Il ragionevole dubbio sulla colpa e la ragionevole sfiducia che ne consegue
(titolo originale)

È giusto che il lavoratore sia assolto dall’addebito disciplinare anche per insufficienza di prove, ma non è giusto che all’impresa sia negata una via d’uscita, costosa ma sicura, dal rapporto con il lavoratore della cui affidabilità non può più essere certa

dal blog www.pietroichino.it

NOTA. Questo breve articolo potrà sembrare al lettore una divertente bizzarria. Noi temiamo invece che, sotto le vesti dell’apologo esemplare, esso rappresenti qualcosa di molto reale.


Claudio, impiegato della Banca di Baranzate, o è un mascalzone, oppure è proprio sfortunato: la stampa di un tabulato pieno di dati riservatissimi sui conti correnti dei clienti, utilizzato per una truffa ai loro danni, è stata disposta proprio dal suo terminale. La truffa è stata scoperta,  la polizia ha trovato quel tabulato, la Banca è riuscita a risalire all’ordine di stampa del tabulato. Gli ha quindi contestato il concorso in truffa e poi lo ha licenziato. A nulla è valso che lui spiegasse che si era trattato soltanto di una distrazione momentanea: recatosi alla toilette per ivi svolgere una funzione urgente e non delegabile, aveva dimenticato di togliere dal terminale il proprio badge, consentendo così involontariamente al complice dei truffatori di acquisire il tabulato. Negligenza, certo – protesta Claudio -, ma non collaborazione dolosa a una frode.

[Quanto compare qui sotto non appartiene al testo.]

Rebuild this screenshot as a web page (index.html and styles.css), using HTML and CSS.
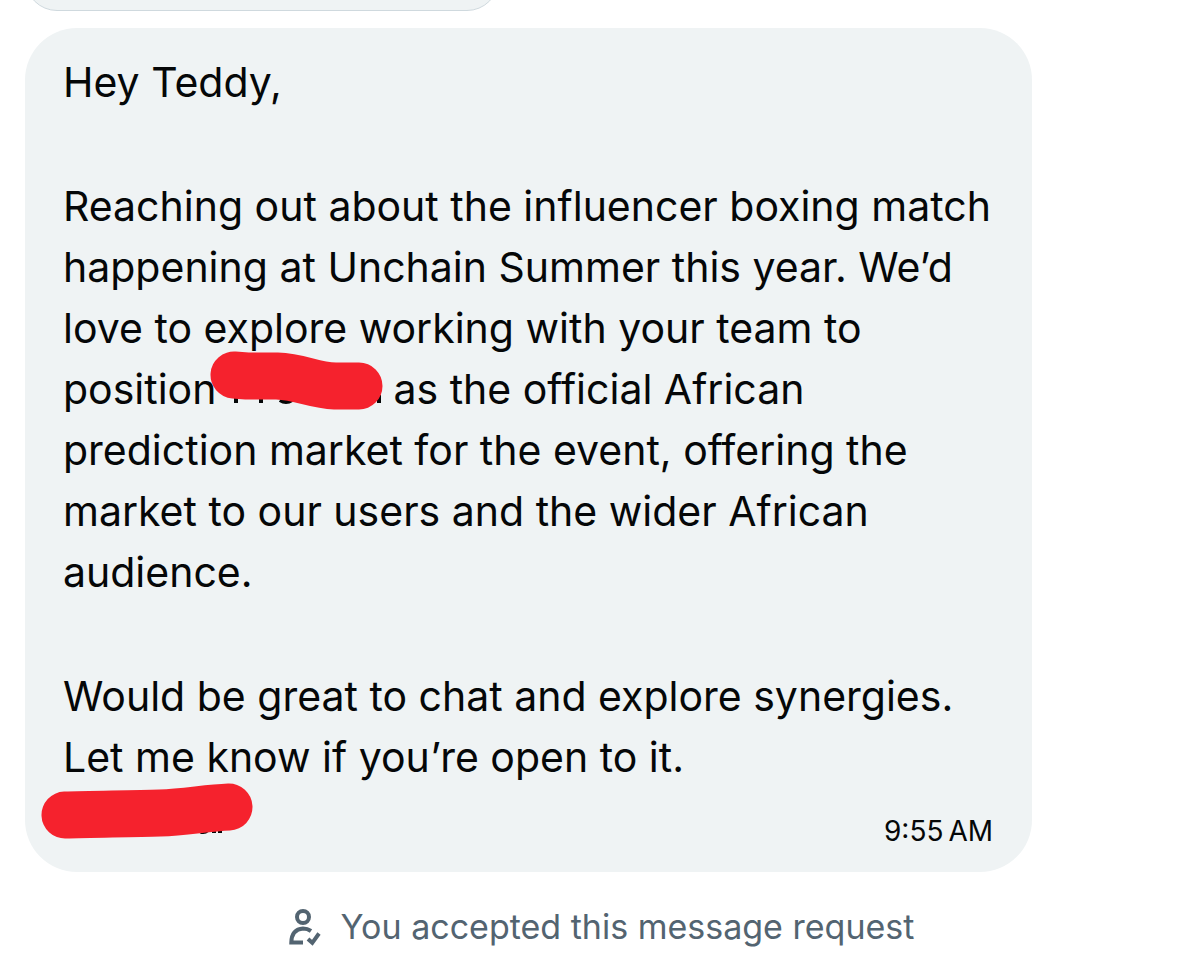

Se alla Banca questa spiegazione non è bastata, essa è invece bastata al giudice investito della questione: il quale, applicando nella materia disciplinare il criterio applicato normalmente da un giudice penale, ha ritenuto che la colpevolezza di Claudio sia probabile, ma non certa: non può escludersi al di là di ogni ragionevole dubbio che le cose siano andate come Claudio sostiene. E come ognun sa, in materia penale insufficienza di prove equivale a non aver commesso il fatto; donde la sentenza di reintegrazione. Già; ma ora la Banca dovrebbe dunque tenersi un impiegato che è “probabilmente, anche se non sicuramente, un truffatore”, e continuare ad affidargli i soldi dei clienti?

Ecco perché, se – come Damiano e Cuperlo sono riusciti a strappare a Renzi all’esito della Direzione PD di lunedì scorso – nel caso di annullamento di licenziamento disciplinare deve mantenersi la reintegrazione del lavoratore nel suo posto, allora è necessario estendere anche al datore di lavoro la possibilità, che oggi è data al solo lavoratore, di sostituire la reintegrazione con una indennità congrua, anche superiore a quella ordinaria che sarà prevista per il licenziamento non disciplinare. Un costo alto, certo; ma vale la pena di pagarlo per evitare all’azienda un danno maggiore e sicuramente ingiusto.